Selain itu, penelitian ini juga menyoroti peran threat awareness dalam membangun persepsi kerentanan dan keyakinan diri. Ketika karyawan memahami bentuk-bentuk ancaman seperti phishing atau ransomware, mereka akan lebih sadar bahwa serangan bisa menimpa siapa saja, sekaligus lebih percaya diri untuk melindungi diri dengan tindakan pencegahan. Kesadaran ancaman ini bertindak sebagai pintu masuk untuk membentuk perilaku yang lebih waspada, sehingga karyawan tidak hanya mengandalkan sistem keamanan perusahaan, tetapi juga aktif menjaga keamanan dari sisi individu.
Temuan lain yang penting adalah bahwa security awareness berperan besar dalam memperkuat persepsi keparahan ancaman. Karyawan yang memahami kebijakan keamanan, prosedur pelaporan, dan praktik terbaik akan lebih mampu melihat konsekuensi nyata dari serangan siber, sehingga kepatuhan mereka meningkat. Namun, penelitian juga menunjukkan bahwa tidak semua faktor berpengaruh signifikan—contohnya response efficacy atau keyakinan bahwa tindakan tertentu efektif tidak selalu menjadi penentu utama. Hal ini mengindikasikan bahwa organisasi perlu lebih menekankan pada peningkatan self-efficacy, persepsi risiko, dan awareness secara menyeluruh agar program keamanan benar-benar berdampak pada perilaku karyawan.
Dalam menghadapi tantangan keamanan siber, penelitian ini menunjukkan bahwa perusahaan tidak cukup hanya memiliki teknologi, tetapi juga harus memperkuat faktor manusia. Ada beberapa langkah penting yang bisa dilakukan organisasi untuk mendorong niat karyawan agar lebih patuh pada aturan keamanan.
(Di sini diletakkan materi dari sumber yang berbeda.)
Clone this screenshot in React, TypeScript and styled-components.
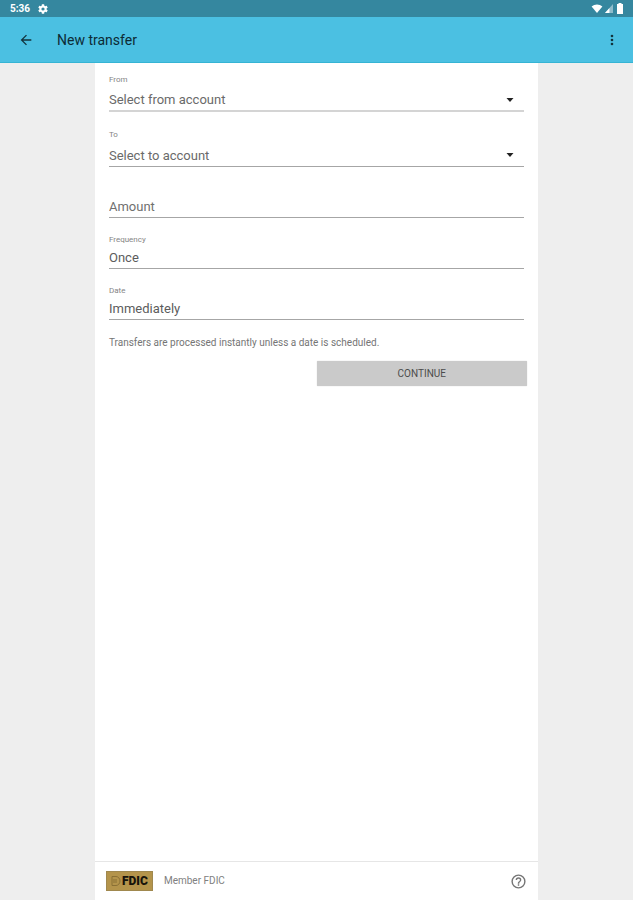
import React from "react";
import styled, { createGlobalStyle } from "styled-components";

const GlobalStyle = createGlobalStyle`
  *, *::before, *::after { box-sizing: border-box; }
  body { margin: 0; background: #eeeeee; font-family: Roboto, sans-serif; }
`;

const Page = styled.div`
  display: flex;
  flex-direction: column;
  min-height: 100vh;
`;

const StatusBar = styled.div`
  display: flex;
  align-items: center;
  justify-content: space-between;
  height: 17px;
  padding: 0 8px 0 10px;
  background: #35879f;
  color: #ffffff;
`;

const StatusGroup = styled.div<{ $gap: number }>`
  display: flex;
  align-items: center;
  gap: ${(p) => p.$gap}px;
`;

const Clock = styled.span`
  font-size: 10px;
  line-height: 12px;
  font-weight: 700;
`;

const AppBar = styled.header`
  display: flex;
  align-items: center;
  height: 46px;
  padding: 0 13px 0 18px;
  background: #4bc0e2;
  border-bottom: 1px solid #35b4d4;
  color: #12333d;
`;

const IconButton = styled.button`
  display: flex;
  padding: 0;
  border: 0;
  background: none;
  color: inherit;
  cursor: pointer;
`;

const Title = styled.h1`
  flex: 1;
  margin: 0 0 0 23px;
  font-size: 14px;
  line-height: 20px;
  font-weight: 400;
  color: #0d2b35;
`;

const Sheet = styled.main`
  display: flex;
  flex: 1;
  flex-direction: column;
  width: 70%;
  margin: 0 auto;
  background: #ffffff;
`;

const Form = styled.form`
  display: flex;
  flex: 1;
  flex-direction: column;
  padding: 9px 11px;
`;

const Fields = styled.div`
  display: flex;
  flex-direction: column;
  gap: 15px;
  padding: 0 3px;
`;

const Field = styled.div<{ $roomy?: boolean }>`
  display: flex;
  flex-direction: column;
  justify-content: flex-end;
  gap: ${(p) => (p.$roomy ? 2 : 0)}px;
  min-height: ${(p) => (p.$roomy ? 40 : 36)}px;
`;

const Label = styled.label<{ $roomy?: boolean }>`
  font-size: 8px;
  line-height: ${(p) => (p.$roomy ? 14 : 12)}px;
  color: #858585;
`;

const Control = styled.div<{ $thick?: boolean }>`
  display: flex;
  align-items: flex-end;
  height: 23px;
  border-bottom: ${(p) => (p.$thick ? "2px solid #d4d4d4" : "1px solid #a6a6a6")};
`;

const Select = styled.select`
  flex: 1;
  min-width: 0;
  height: 20px;
  padding: 0;
  border: 0;
  appearance: none;
  background: none;
  font: 400 13px/20px Roboto, sans-serif;
  color: #6a6a6a;
`;

const Caret = styled.svg`
  flex: none;
  align-self: center;
  margin-right: 10px;
  pointer-events: none;
`;

const Input = styled.input`
  flex: 1;
  min-width: 0;
  height: 20px;
  padding: 0;
  border: 0;
  background: none;
  font: 400 13px/20px Roboto, sans-serif;
  color: #5c5c5c;
  &::placeholder { color: #707070; opacity: 1; }
`;

const Note = styled.p`
  margin: 16px 3px 11px;
  font-size: 10px;
  line-height: 14px;
  color: #757575;
`;

const Submit = styled.button`
  align-self: flex-end;
  width: 50%;
  height: 25px;
  padding: 0;
  border: 0;
  border-radius: 1px;
  background: #cacaca;
  box-shadow: 0 0 1px #b8b8b8;
  font: 400 10px/14px Roboto, sans-serif;
  color: #4c4c4c;
`;

const Footer = styled.footer`
  display: flex;
  align-items: center;
  height: 39px;
  padding: 0 11px;
  border-top: 1px solid #e6e6e6;
  color: #757575;
`;

const Badge = styled.div`
  display: flex;
  align-items: center;
  justify-content: center;
  gap: 1px;
  width: 47px;
  height: 20px;
  border: 1px solid #a0884e;
  background: #b4944b;
  color: #17130a;
  font-size: 12px;
  line-height: 14px;
  font-weight: 900;
`;

const Member = styled.span`
  flex: 1;
  margin-left: 11px;
  font-size: 10px;
  line-height: 14px;
  color: #808080;
`;

type SelectFieldProps = { id: string; label: string; prompt: string; thick?: boolean };

function SelectField({ id, label, prompt, thick }: SelectFieldProps) {
  return (
    <Field $roomy>
      <Label $roomy htmlFor={id}>{label}</Label>
      <Control $thick={thick}>
        <Select id={id}>
          <option>{prompt}</option>
        </Select>
        <Caret width="8" height="4" viewBox="0 0 8 4">
          <path d="M.5 0h7L4 4z" fill="#222" />
        </Caret>
      </Control>
    </Field>
  );
}

type TextFieldProps = { id: string; label?: string; value?: string; placeholder?: string };

function TextField({ id, label, value, placeholder }: TextFieldProps) {
  return (
    <Field>
      {label && <Label htmlFor={id}>{label}</Label>}
      <Control>
        <Input id={id} defaultValue={value} placeholder={placeholder} aria-label={label ? undefined : placeholder} />
      </Control>
    </Field>
  );
}

export default function App() {
  return (
    <>
      <GlobalStyle />
      <Page>
        <StatusBar>
          <StatusGroup $gap={7}>
            <Clock>5:36</Clock>
            <svg width="12" height="12" viewBox="0 0 24 24" fill="currentColor">
              <path d="M19.14 12.94c.04-.3.06-.61.06-.94s-.02-.64-.07-.94l2.03-1.58a.49.49 0 0 0 .12-.61l-1.92-3.32a.49.49 0 0 0-.59-.22l-2.39.96a7 7 0 0 0-1.62-.94l-.36-2.54a.48.48 0 0 0-.48-.41h-3.84a.47.47 0 0 0-.47.41l-.36 2.54c-.59.24-1.13.57-1.62.94l-2.39-.96a.48.48 0 0 0-.59.22L2.74 8.87a.47.47 0 0 0 .12.61l2.03 1.58c-.05.3-.09.63-.09.94s.02.64.07.94l-2.03 1.58a.49.49 0 0 0-.12.61l1.92 3.32c.12.22.37.29.59.22l2.39-.96c.5.38 1.03.7 1.62.94l.36 2.54c.05.24.24.41.48.41h3.84c.24 0 .44-.17.47-.41l.36-2.54a7 7 0 0 0 1.62-.94l2.39.96c.22.08.47 0 .59-.22l1.92-3.32a.47.47 0 0 0-.12-.61zM12 15.2a3.2 3.2 0 1 1 0-6.4 3.2 3.2 0 0 1 0 6.4z" />
            </svg>
          </StatusGroup>
          <StatusGroup $gap={2}>
            <svg width="12" height="9" viewBox="0 0 12 10" fill="currentColor">
              <path d="M0 2.800C3.300-.3 8.700-.3 12 2.800L6 10z" />
            </svg>
            <svg width="8" height="9" viewBox="0 0 9 10">
              <path d="M9 0v10H0z" fill="#8fbccb" />
              <path d="M5 4.500V10H0z" fill="#fff" />
            </svg>
            <svg width="10" height="11" viewBox="0 0 10 11" fill="currentColor">
              <path d="M3.500 0h3v1H8v10H2V1h1.500z" />
            </svg>
          </StatusGroup>
        </StatusBar>
        <AppBar>
          <IconButton type="button" aria-label="Back">
            <svg width="16" height="16" viewBox="0 0 24 24" fill="currentColor">
              <path d="M20 11H7.830l5.590-5.590L12 4l-8 8 8 8 1.410-1.410L7.830 13H20z" />
            </svg>
          </IconButton>
          <Title>New transfer</Title>
          <IconButton type="button" aria-label="More options">
            <svg width="16" height="16" viewBox="0 0 24 24" fill="currentColor">
              <circle cx="12" cy="6" r="2" />
              <circle cx="12" cy="12" r="2" />
              <circle cx="12" cy="18" r="2" />
            </svg>
          </IconButton>
        </AppBar>
        <Sheet>
          <Form onSubmit={(e) => e.preventDefault()}>
            <Fields>
              <SelectField id="from" label="From" prompt="Select from account" thick />
              <SelectField id="to" label="To" prompt="Select to account" />
              <TextField id="amount" placeholder="Amount" />
              <TextField id="frequency" label="Frequency" value="Once" />
              <TextField id="date" label="Date" value="Immediately" />
            </Fields>
            <Note>Transfers are processed instantly unless a date is scheduled.</Note>
            <Submit type="submit">CONTINUE</Submit>
          </Form>
          <Footer>
            <Badge>
              <svg width="10" height="12" viewBox="0 0 10 12" fill="none" stroke="#8a7035" strokeWidth="1">
                <path d="M1 1.500h4a4 4.500 0 0 1 0 9H1zM3 4v4M5 4v4" />
              </svg>
              FDIC
            </Badge>
            <Member>Member FDIC</Member>
            <IconButton type="button" aria-label="Help">
              <svg width="17" height="17" viewBox="0 0 24 24" fill="currentColor">
                <path d="M11 18h2v-2h-2zm1-16a10 10 0 1 0 0 20 10 10 0 0 0 0-20zm0 18a8 8 0 1 1 0-16 8 8 0 0 1 0 16zm0-14a4 4 0 0 0-4 4h2a2 2 0 1 1 4 0c0 2-3 1.750-3 5h2c0-2.250 3-2.500 3-5a4 4 0 0 0-4-4z" />
              </svg>
            </IconButton>
          </Footer>
        </Sheet>
      </Page>
    </>
  );
}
Langkah pertama yang harus diperhatikan adalah pelatihan yang konsisten dan berkesinambungan. Program ini memastikan karyawan selalu memiliki pengetahuan terbaru tentang ancaman siber dan tahu bagaimana meresponsnya dengan benar. Jika hanya dilakukan sekali, efeknya mudah hilang, tetapi pelatihan berulang membuat kesadaran lebih terjaga dan akhirnya membentuk kebiasaan.
Selain pelatihan formal, perusahaan juga perlu menggunakan pendekatan kreatif agar pesan keamanan lebih mudah dipahami. Simulasi phishing, infografis sederhana, hingga game edukasi bisa meningkatkan kewaspadaan dengan cara yang lebih menarik. Dengan metode ini, karyawan tidak hanya memahami teori, tetapi juga merasakan pengalaman nyata bagaimana serangan bisa terjadi dan bagaimana cara menghindarinya.
Faktor berikutnya adalah keterlibatan manajemen dalam membangun budaya keamanan. Pimpinan perlu memberi teladan nyata, misalnya dengan patuh pada kebijakan keamanan yang berlaku, serta mendukung penuh setiap program edukasi. Ketika manajemen menunjukkan komitmen, karyawan akan lebih terdorong untuk ikut serta sehingga budaya keamanan tumbuh secara alami di seluruh organisasi.
Terakhir, organisasi perlu menggabungkan kebijakan teknis dengan komunikasi yang efektif. Penerapan multi-factor authentication, aturan ketat soal password, dan kampanye komunikasi internal yang konsisten akan memperkuat pertahanan perusahaan. Teknologi memberi lapisan keamanan tambahan, sementara komunikasi membantu menjaga kesadaran karyawan agar selalu waspada terhadap risiko yang mungkin muncul.
Baca juga: Mengapa Banyak Kebijakan Keamanan Gagal Dijalankan dengan Efektif?
Dapat disimpulkan bahwa niat karyawan untuk patuh pada aturan keamanan tidak hanya ditentukan oleh kebijakan perusahaan, tetapi juga oleh kombinasi faktor psikologis dan tingkat kesadaran individu. Rasa percaya diri dalam menghadapi ancaman (self-efficacy), pemahaman bahwa dirinya rentan terhadap serangan, serta kesadaran akan dampak serius dari pelanggaran, terbukti menjadi penentu utama terbentuknya kepatuhan. Karena itu, organisasi perlu memberikan perhatian lebih pada aspek-aspek ini melalui pelatihan, simulasi, maupun komunikasi yang efektif. Dengan intervensi yang tepat dan berkelanjutan, kepatuhan karyawan bukan hanya bisa ditingkatkan sesaat, melainkan dapat menjadi bagian dari budaya keamanan yang melekat dalam aktivitas sehari-hari.